A funny thing happened to Eccentric Breaks and Beats, the bootleg 12” vinyl release circulated by underground remix outfit Shoes, on its way to litigation.  As the bootlegged, the Chicago reissue label the Numero Group, were getting ready to sue the record out of existence, they actually started listening to the thing and ended up sorta falling in love with it.  Feeling that the mix’s impressive mashup of a countless array of Numero-released samples was too good to let go to waste (and that it would provide a nice, if unconventional, advertisement for the now seven-year-old label besides), they released it as an “official bootleg”, a release that falls somewhere along the lines of Bob Dylan’s ongoing Bootleg Series in providing a chance for a wider audience to legitimately get a hold of some contraband material while putting money into the proper pockets.


If Eccentric Breaks and Beats feels like a happy accident, though, it probably need not have even been an accident in the first place.  Shoes, the secretive label and production team, have previously done well-regarded, if not exactly legit, remixes of the likes of Al Green and Miles Davis, while Numero is perhaps most notable for the heroic Eccentric Soul series, rescuing long-lost funk and R&B treasures from dust-bin oblivion. That is the very basis for this sample collage.  It shouldn’t have nearly taken a cease-and-desist order for these two institutions to realize that they’re a marriage made in pop-archivist heaven, each paying tribute to their beloved music in their own expert manners.  Additionally highlighting what particularly good sports they are, Numero has even maintained the original bootleg’s mocking label and catalogue number of “Numbero #001” on the packaging of this release, which also comes adorned with bargain-basement cover animation and a title that serves as fond homage to the influential Ultimate Breaks and Beats underground DJ compilations of the ‘80s and early ‘90s.


Although the otherwise bare-bones packaging does list the titles of individual songs, the mix itself is structured in true vinyl fashion, with the only track break occurring between what are ostensibly Sides A and B.  It turns out to be a wise move, further underscoring the solid uniformity of this set, where individual moments are less important than an overall sustained mood.  Particularly given the obscurity of the source material, Eccentric Breaks and Beats will sound, to all but the most obsessive of listeners, like a heady blur of grooves, bass throbs and only the most subtle and occasional modern electronic flourishes. The overall lack of recognizable bits works very much in the mix’s favor, though, keeping the listener locked squarely within the set’s seamless flow rather than turning it into a Girl Talk-esque hipster parlor game.
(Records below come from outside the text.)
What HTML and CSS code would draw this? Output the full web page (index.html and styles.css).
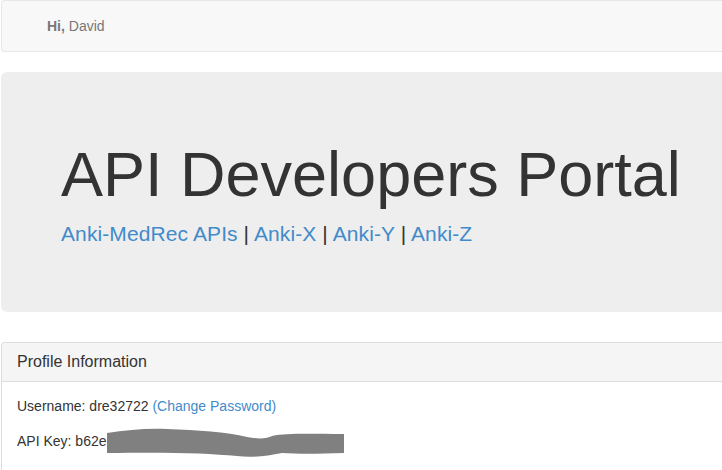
FILE: index.html
```html
<!DOCTYPE html>
<html>
<head>
<meta charset="utf-8">
<title>API Developers Portal</title>
<link rel="stylesheet" href="styles.css">
</head>
<body>
<div class="page">
  <nav class="navbar">
    <p class="navbar-text"><strong>Hi,</strong> David</p>
  </nav>
  <div class="jumbotron">
    <h1>API Developers Portal</h1>
    <p class="lead-links"><a href="#">Anki-MedRec APIs</a> | <a href="#">Anki-X</a> | <a href="#">Anki-Y</a> | <a href="#">Anki-Z</a></p>
  </div>
  <div class="panel">
    <div class="panel-heading"><h3 class="panel-title">Profile Information</h3></div>
    <div class="panel-body">
      <p>Username: dre32722 <a href="#">(Change Password)</a></p>
      <p>API Key: b62e<svg class="redact" width="237" height="30" viewBox="0 0 237 30" aria-hidden="true"><path d="M0,6 C20,3 40,1 60,2 C90,3 120,5 140,10 C150,12 160,12 165,9 C180,6 200,7 237,7 L237,26 C210,27 190,27 175,26 C160,29 145,31 130,29 C100,26 60,25 0,26 Z" fill="#808080"/></svg></p>
    </div>
  </div>
</div>
</body>
</html>
```
FILE: styles.css
```css
html, body {
  margin: 0;
  padding: 0;
  overflow: hidden;
  background: #fff;
}
body {
  font-family: "Liberation Sans", Arial, sans-serif;
  font-size: 14px;
  line-height: 1.42857;
  color: #333;
}
a {
  color: #428bca;
  text-decoration: none;
}
.page {
  padding-left: 1px;
}
.navbar {
  min-height: 50px;
  background: #f8f8f8;
  border: 1px solid #e7e7e7;
  border-right: 0;
  border-radius: 4px 0 0 4px;
  margin-bottom: 20px;
}
.navbar-text {
  margin: 15px 0;
  padding-left: 45px;
  line-height: 20px;
  color: #777;
}
.jumbotron {
  background: #eee;
  border-radius: 6px 0 0 6px;
  padding: 48px 0 48px 60px;
  margin-bottom: 30px;
}
.jumbotron h1 {
  font-size: 63px;
  line-height: 1.1;
  font-weight: 500;
  margin: 20px 0 10px;
  color: #333;
  white-space: nowrap;
}
.lead-links {
  font-size: 21px;
  margin: 0 0 15px;
  line-height: 1.42857;
  letter-spacing: 0.1px;
}
.panel {
  background: #fff;
  border: 1px solid #ddd;
  border-right: 0;
  border-radius: 4px 0 0 4px;
}
.panel-heading {
  background: #f5f5f5;
  border-bottom: 1px solid #ddd;
  padding: 10px 15px;
  border-radius: 3px 0 0 0;
}
.panel-title {
  margin: 0;
  font-size: 16px;
  line-height: 1.1;
  font-weight: 500;
  color: #333;
}
.panel-body {
  padding: 15px;
}
.panel-body p {
  margin: 0 0 10px;
}
.redact {
  vertical-align: -11px;
}
```
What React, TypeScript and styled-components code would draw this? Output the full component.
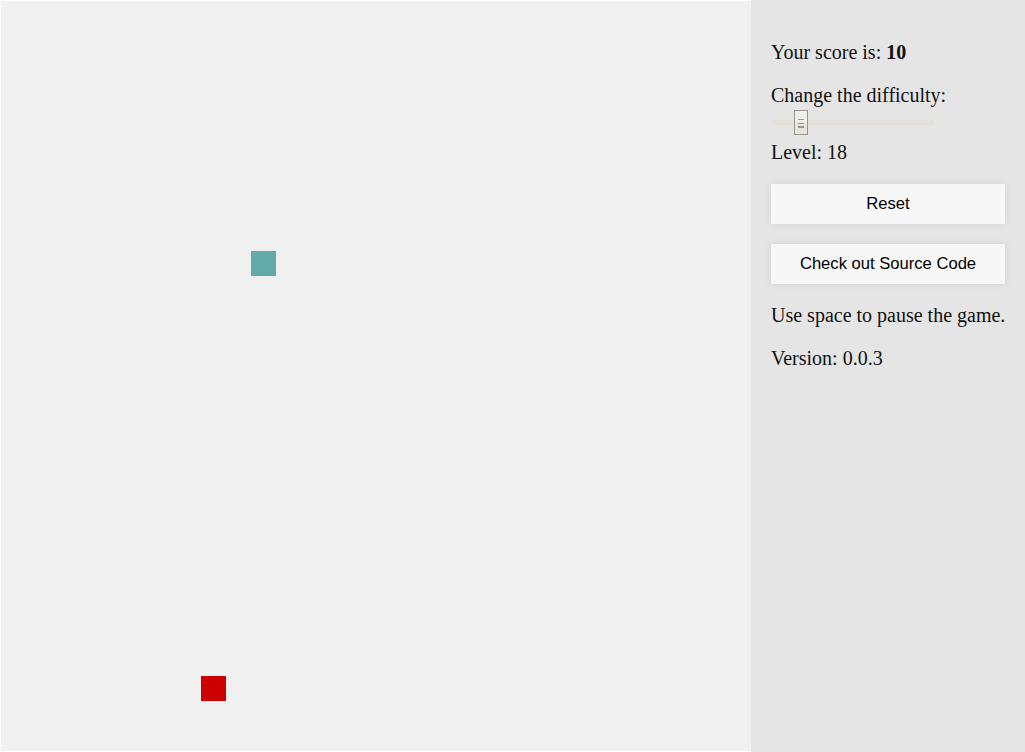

Even with the mix’s nearly painstaking sense of consistency, subtle variations do crop up just enough to provide each side with its own distinct identity.  Side A opens with a wash of sunny orchestral score before quickly launching into a deep soul groove, wah wah guitars and funky horn blasts cutting through the briefly cinematic scene.  As it progresses, street party chants (reminding more than a little bit of the equally sample-heavy modern electronic act the Go! Team) collide with threatening blaxploitation guitar workouts. It is only a short matter of time before the atmosphere is completely claimed by ominous sounds: spacey guitar effects, vocals that suggest a warped recording of a gospel choir, dialogue snippets that boast “I remember when Hell was some kind of swingin’ place”.  Contrast this side’s journey with that of the B-side, which kicks off with the eerie sound of some doo-wop vocal harmonies wafting in and out of focus.  Side A is a gradual immersion, while Side B is an instant plunge. 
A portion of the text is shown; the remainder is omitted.